In 1770, Pelham's engravement, The Fruits of Arbitrary Power, or The Bloody Massacre, depicted the Boston Massacre of March 5, 1770. He lent a copy to Paul Revere, who copied it and produced his own engraving from it. Because Revere's version was advertised for sale three weeks after the massacre and a week before Pelham's version went on sale, and because it failed to credit him, Pelham felt that Revere had taken advantage of him.

A much more ardent Loyalist than Copley, Pelham expressed himself vigorously against his Patriot neighbors, whom he held to be misguided and rebellious. In the winter of 1775, while making a journey on horseback to Philadelphia, a mob attacked him in Springfield, Massachusetts, as one of "a damn'd pack of Torys." His sketch of the redoubts on Bunker Hill is reproduced with the Copley-Pelham letters. His Plan of Boston was engraved in aquatint in London in 1777.

Along with other Loyalists, Pelham left Boston for London in August 1776, just following the issuance of the Declaration of Independence by the Second Continental Congress in Philadelphia, which formalized and escalated the American Revolutionary War.

In London, Pelham supported himself by teaching drawing, perspective, geography, and astronomy. In 1777, he contributed to the Royal Academy The Finding of Moses, which was engraved by W. Ward in 1787. The following year he exhibited some enamels and miniatures. Having married Catherine Butler, daughter of William Butler of Castle Crine in County Clare, Ireland, Pelham subsequently went to Ireland. His wife, however, died while bearing twin sons, Peter and William, and Pelham returned with them to London.
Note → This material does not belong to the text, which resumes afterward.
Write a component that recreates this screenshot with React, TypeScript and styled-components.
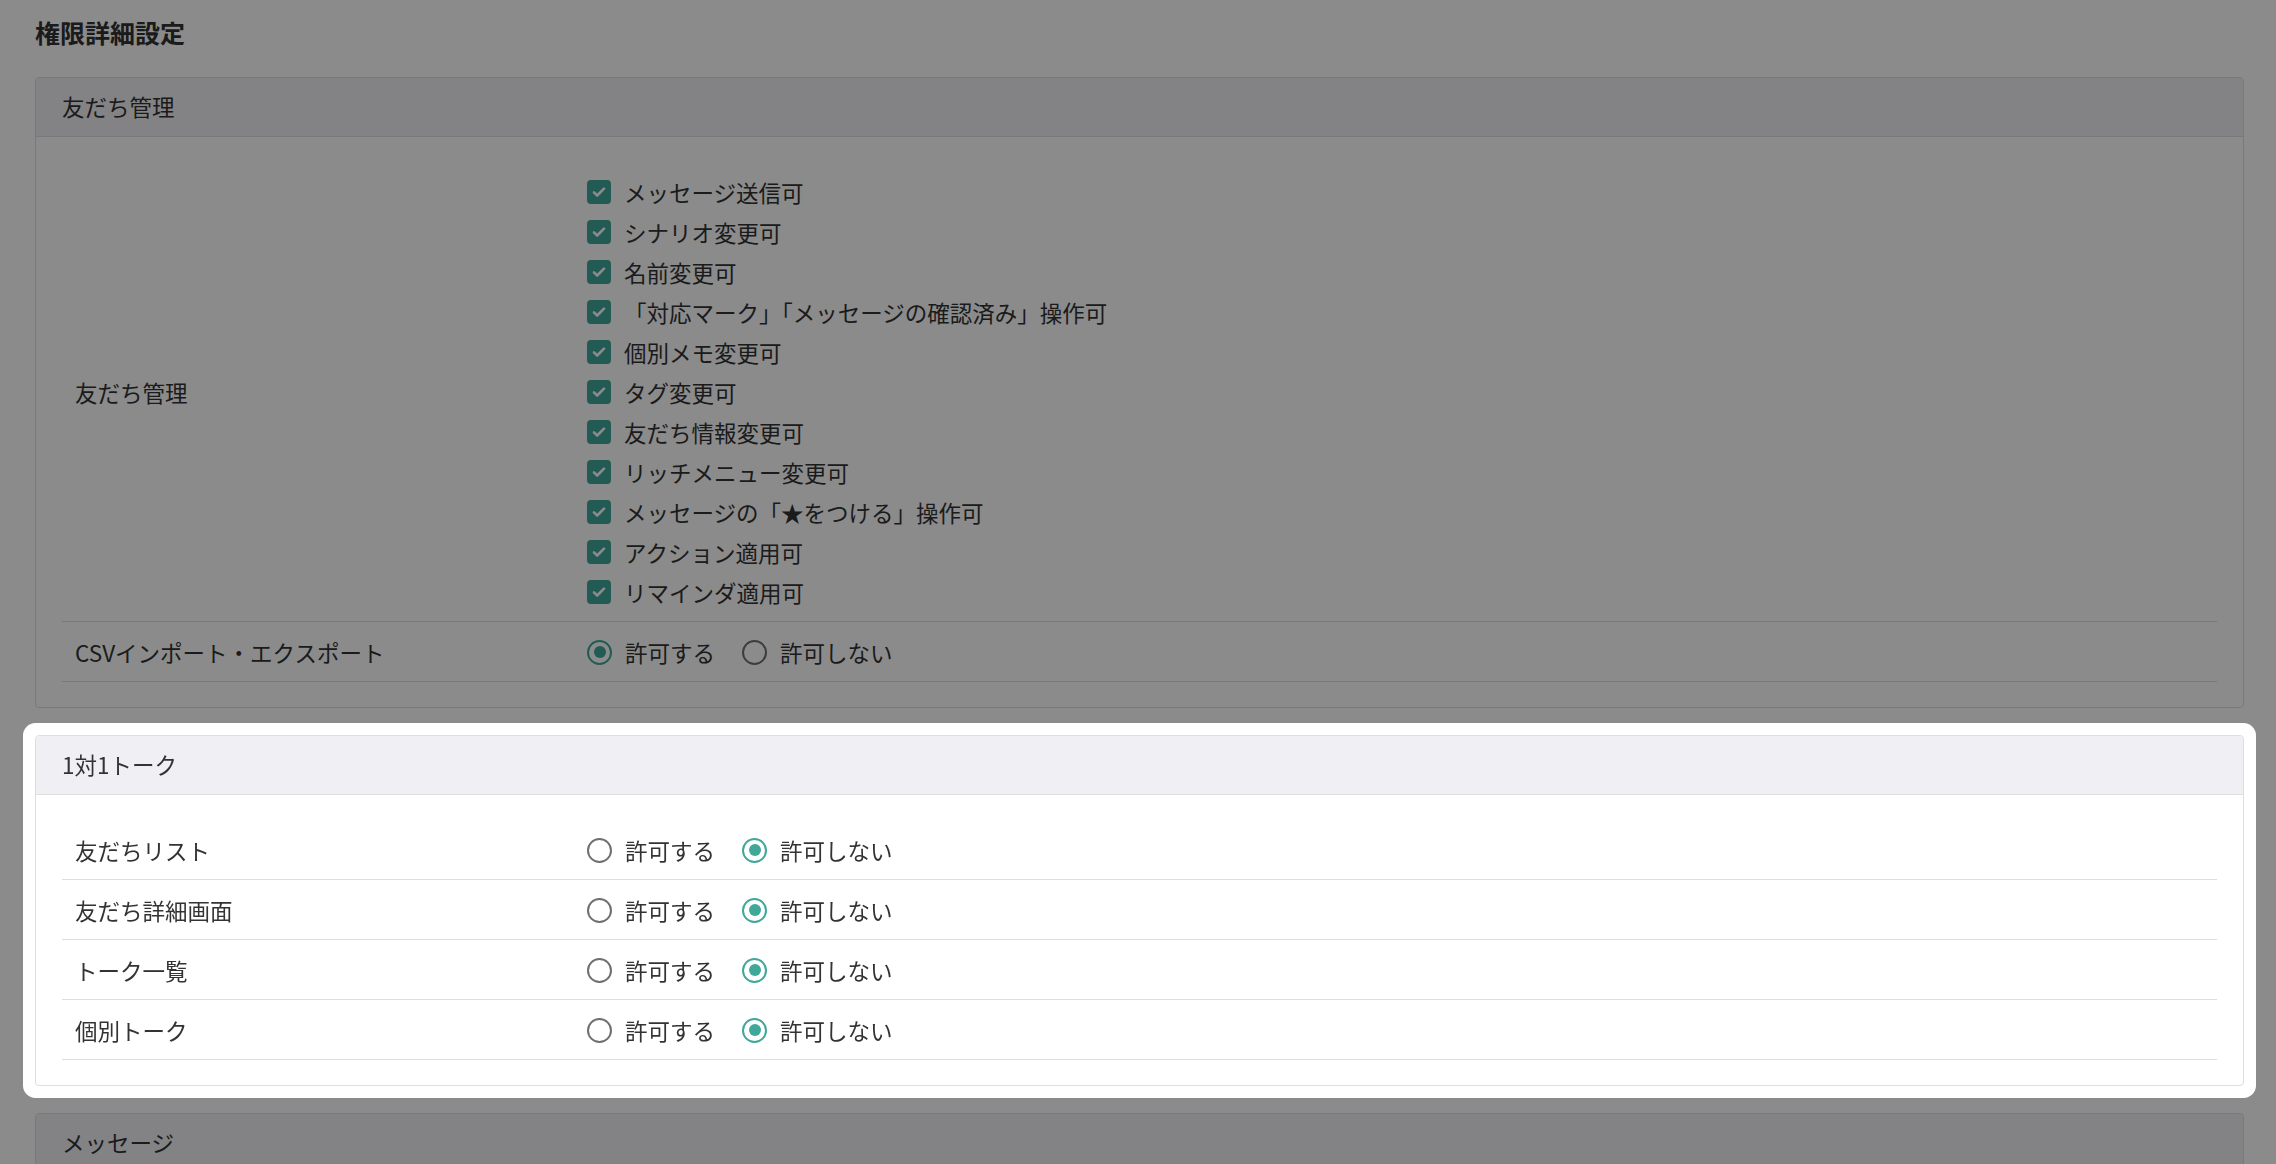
import styled, { createGlobalStyle, css } from 'styled-components';

const TEAL = '#3fa899';

const GlobalStyle = createGlobalStyle`
  html, body {
    margin: 0;
    overflow: hidden;
    background: #fff;
  }
  body {
    font-family: 'Noto Sans CJK JP', 'Noto Sans', sans-serif;
    color: #333;
  }
`;

const Page = styled.main`
  padding: 17px 32px 0 35px;
`;

const Title = styled.h1`
  margin: 0 0 30px;
  font-size: 25px;
  line-height: 30px;
  font-weight: 700;
  color: #333;
`;

const Backdrop = styled.div`
  position: fixed;
  inset: 0;
  background: rgba(0, 0, 0, 0.455);
  z-index: 1;
`;

const Card = styled.section<{ $focus?: boolean }>`
  border: 1px solid #dedede;
  border-radius: 4px;
  background: #fff;
  margin-bottom: 27px;

  ${(p) =>
    p.$focus &&
    css`
      position: relative;
      z-index: 2;
      box-shadow: 0 0 0 12px #fff;
    `}
`;

const CardHeader = styled.div`
  display: flex;
  align-items: center;
  box-sizing: border-box;
  height: 59px;
  padding: 0 26px 2px;
  background: #f0f0f4;
  border-bottom: 1px solid #dedede;
  border-radius: 4px 4px 0 0;
  font-size: 22.5px;
`;

const CardBody = styled.div`
  padding: 25px 26px 25px;
`;

const Row = styled.div`
  display: grid;
  grid-template-columns: 512px 1fr;
  align-items: center;
  min-height: 40px;
  padding: 10px 13px 9px;
  border-bottom: 1px solid #dddddd;
`;

const Label = styled.div`
  font-size: 22.5px;
  line-height: 40px;
`;

const CheckList = styled.ul`
  list-style: none;
  margin: 0;
  padding: 0;
`;

const CheckItem = styled.li`
  display: flex;
  align-items: center;
  gap: 13px;
  height: 40px;
  font-size: 22.5px;
`;

const CheckBox = styled.span`
  display: flex;
  align-items: center;
  justify-content: center;
  width: 24px;
  height: 24px;
  border-radius: 4px;
  background: ${TEAL};
  flex-shrink: 0;
`;

const RadioGroup = styled.div`
  display: flex;
  align-items: center;
  gap: 27px;
  height: 40px;
`;

const RadioOption = styled.label`
  display: flex;
  align-items: center;
  gap: 13px;
  font-size: 22.5px;
`;

const RadioMark = styled.span<{ $on: boolean }>`
  display: flex;
  align-items: center;
  justify-content: center;
  box-sizing: border-box;
  width: 25px;
  height: 25px;
  border-radius: 50%;
  border: 2px solid ${(p) => (p.$on ? TEAL : '#707070')};
  flex-shrink: 0;

  &::after {
    content: '';
    width: 12px;
    height: 12px;
    border-radius: 50%;
    background: ${(p) => (p.$on ? TEAL : 'transparent')};
  }
`;

const CheckIcon = () => (
  <svg width="16" height="16" viewBox="0 0 16 16" fill="none">
    <path d="M3 8.4l3.2 3.1L13 4.7" stroke="#fff" strokeWidth="2.6" strokeLinecap="round" strokeLinejoin="round" />
  </svg>
);

const Permit = ({ allow }: { allow: boolean }) => (
  <RadioGroup>
    <RadioOption>
      <RadioMark $on={allow} />
      許可する
    </RadioOption>
    <RadioOption>
      <RadioMark $on={!allow} />
      許可しない
    </RadioOption>
  </RadioGroup>
);

const friendPerms = [
  'メッセージ送信可',
  'シナリオ変更可',
  '名前変更可',
  '「対応マーク」「メッセージの確認済み」操作可',
  '個別メモ変更可',
  'タグ変更可',
  '友だち情報変更可',
  'リッチメニュー変更可',
  'メッセージの「★をつける」操作可',
  'アクション適用可',
  'リマインダ適用可',
];

const talkPerms = ['友だちリスト', '友だち詳細画面', 'トーク一覧', '個別トーク'];

const App = () => {
  return (
    <>
      <GlobalStyle />
      <Backdrop />
      <Page>
        <Title>権限詳細設定</Title>

        <Card>
          <CardHeader>友だち管理</CardHeader>
          <CardBody>
            <Row>
              <Label>友だち管理</Label>
              <CheckList>
                {friendPerms.map((name) => (
                  <CheckItem key={name}>
                    <CheckBox>
                      <CheckIcon />
                    </CheckBox>
                    {name}
                  </CheckItem>
                ))}
              </CheckList>
            </Row>
            <Row>
              <Label>CSVインポート・エクスポート</Label>
              <Permit allow />
            </Row>
          </CardBody>
        </Card>

        <Card $focus>
          <CardHeader>1対1トーク</CardHeader>
          <CardBody>
            {talkPerms.map((name) => (
              <Row key={name}>
                <Label>{name}</Label>
                <Permit allow={false} />
              </Row>
            ))}
          </CardBody>
        </Card>

        <Card>
          <CardHeader>メッセージ</CardHeader>
          <CardBody />
        </Card>
      </Page>
    </>
  );
};

export default App;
He and Copley shared in the estate of their mother, who died in Boston on April 29, 1789. Soon after, Pelham was named agent for Lord Lansdowne's Irish estates, a work which he pursued with energy and ability. He became a civil engineer and cartographer, and his county and baronial maps are considered important documents of Irish history.

==Death==
In 1806, Pelham drowned after falling from a boat while superintending the erection of a martello tower on a river in Kenmare.